>> begin

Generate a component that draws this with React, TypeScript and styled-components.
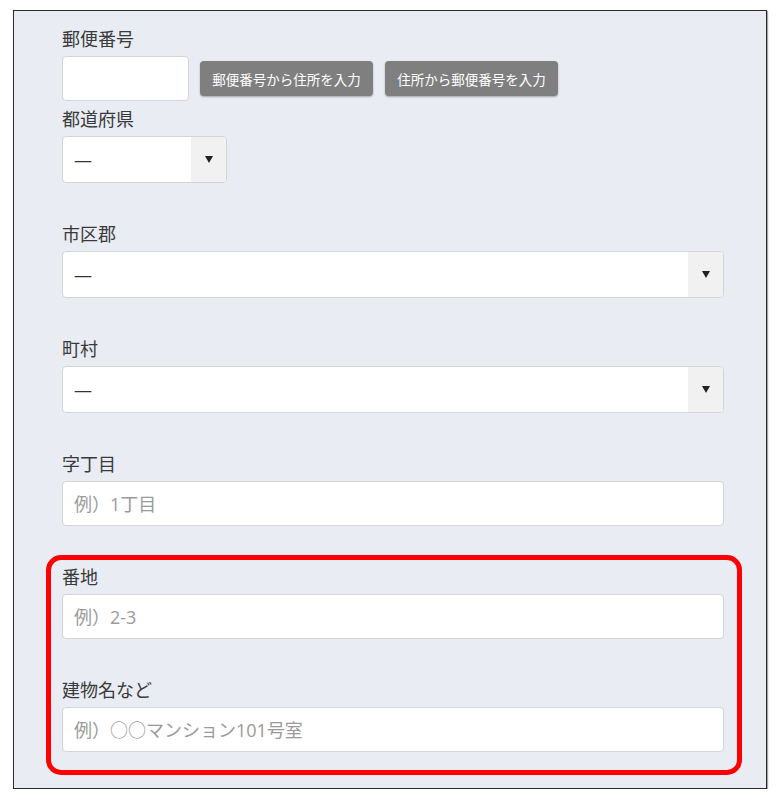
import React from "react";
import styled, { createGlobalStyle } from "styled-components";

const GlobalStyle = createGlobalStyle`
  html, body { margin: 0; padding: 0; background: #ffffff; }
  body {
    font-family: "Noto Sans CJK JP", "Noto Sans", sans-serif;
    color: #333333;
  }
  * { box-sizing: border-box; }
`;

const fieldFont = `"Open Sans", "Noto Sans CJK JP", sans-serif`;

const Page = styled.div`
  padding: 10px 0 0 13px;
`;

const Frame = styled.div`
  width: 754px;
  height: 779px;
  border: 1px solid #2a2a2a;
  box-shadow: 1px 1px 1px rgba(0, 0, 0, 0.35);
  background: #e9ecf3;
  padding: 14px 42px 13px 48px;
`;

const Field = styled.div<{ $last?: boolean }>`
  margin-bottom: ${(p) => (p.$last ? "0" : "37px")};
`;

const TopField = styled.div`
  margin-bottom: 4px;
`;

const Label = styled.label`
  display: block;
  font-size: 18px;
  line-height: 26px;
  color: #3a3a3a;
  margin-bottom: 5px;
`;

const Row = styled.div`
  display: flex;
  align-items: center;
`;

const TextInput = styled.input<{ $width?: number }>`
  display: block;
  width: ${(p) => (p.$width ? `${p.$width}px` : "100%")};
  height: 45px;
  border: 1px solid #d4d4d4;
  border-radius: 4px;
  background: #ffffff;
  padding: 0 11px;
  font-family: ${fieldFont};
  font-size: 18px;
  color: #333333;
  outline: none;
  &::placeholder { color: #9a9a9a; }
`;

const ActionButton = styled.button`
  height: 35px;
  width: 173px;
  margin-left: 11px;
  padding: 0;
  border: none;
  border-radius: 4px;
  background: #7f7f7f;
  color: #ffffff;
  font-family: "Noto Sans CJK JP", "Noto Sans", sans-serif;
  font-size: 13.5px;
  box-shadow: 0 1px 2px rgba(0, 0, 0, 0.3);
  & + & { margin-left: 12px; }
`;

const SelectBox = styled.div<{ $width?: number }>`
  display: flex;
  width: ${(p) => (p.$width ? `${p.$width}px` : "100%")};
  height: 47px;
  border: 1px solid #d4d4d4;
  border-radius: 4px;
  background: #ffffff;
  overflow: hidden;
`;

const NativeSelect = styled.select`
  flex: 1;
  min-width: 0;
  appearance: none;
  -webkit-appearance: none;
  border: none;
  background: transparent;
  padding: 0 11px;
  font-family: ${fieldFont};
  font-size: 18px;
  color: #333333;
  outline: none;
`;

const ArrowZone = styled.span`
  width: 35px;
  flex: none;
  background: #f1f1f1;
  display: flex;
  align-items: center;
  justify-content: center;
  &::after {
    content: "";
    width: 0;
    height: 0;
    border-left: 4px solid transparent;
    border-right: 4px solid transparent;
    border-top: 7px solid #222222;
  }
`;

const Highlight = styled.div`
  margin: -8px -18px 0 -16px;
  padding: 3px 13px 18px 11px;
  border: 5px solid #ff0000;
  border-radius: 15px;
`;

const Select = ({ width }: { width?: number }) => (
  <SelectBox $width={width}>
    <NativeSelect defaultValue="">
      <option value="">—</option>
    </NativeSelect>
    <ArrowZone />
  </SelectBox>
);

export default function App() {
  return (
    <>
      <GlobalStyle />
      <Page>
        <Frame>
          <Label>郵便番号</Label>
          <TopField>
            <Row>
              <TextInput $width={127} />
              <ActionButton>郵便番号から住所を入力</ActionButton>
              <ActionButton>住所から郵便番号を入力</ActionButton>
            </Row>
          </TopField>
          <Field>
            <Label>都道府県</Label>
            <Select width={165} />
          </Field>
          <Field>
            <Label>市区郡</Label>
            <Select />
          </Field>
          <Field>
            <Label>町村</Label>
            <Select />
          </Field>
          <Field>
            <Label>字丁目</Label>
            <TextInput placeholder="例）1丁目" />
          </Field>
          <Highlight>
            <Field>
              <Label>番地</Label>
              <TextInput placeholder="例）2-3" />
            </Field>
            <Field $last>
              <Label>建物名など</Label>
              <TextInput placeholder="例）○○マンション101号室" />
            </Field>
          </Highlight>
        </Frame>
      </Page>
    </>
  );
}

>> end

## Exercise directions
Of the lines in the data, how many hold the string "React"? State the number, nothing else.

## Exercise result
2